Foi esse gigantismo e dedicação à música, em sua forma mais completa, que eu presenciei naqueles exatos 141 minutos de show. Claro, olhando em retrospecto, em questão de infraestrutura, houve alguns problemas e seria injusto da minha parte não pontuá-los. O palco baixo demais, aliado aos telões que só transmitiam as “videomontagens” (e que inclusive pararam de funcionar pouco antes do primeiro bis), fez com que muita gente não conseguisse assistir ao show – somente escutar.

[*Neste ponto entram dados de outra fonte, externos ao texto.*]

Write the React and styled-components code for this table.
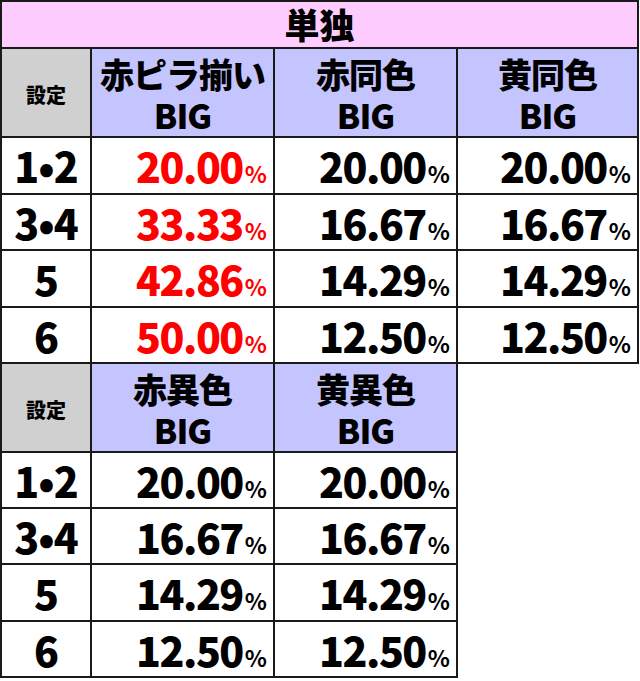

O som também deixou a desejar em alguns momentos, especialmente nas cinco primeiras músicas. O volume parecia baixo demais – sobretudo os vocais – e “embolado”, deixando difícil distinguir guitarras e teclados. Isso foi corrigido ao longo do show, mas é o tipo de problema que incomoda, principalmente quando se leva em conta os preços salgados dos ingressos.
Mas mesmo assim, depois de soarem as últimas notas de “Fake Plastic Trees” — que deixaram um gosto agridoce na boca — quando já estava deitando, pensando em como eu estaria destruído no trabalho no dia seguinte, a sensação que tomava conta era apenas uma: tudo estava no seu lugar certo. E ainda está. Obrigado, Radiohead.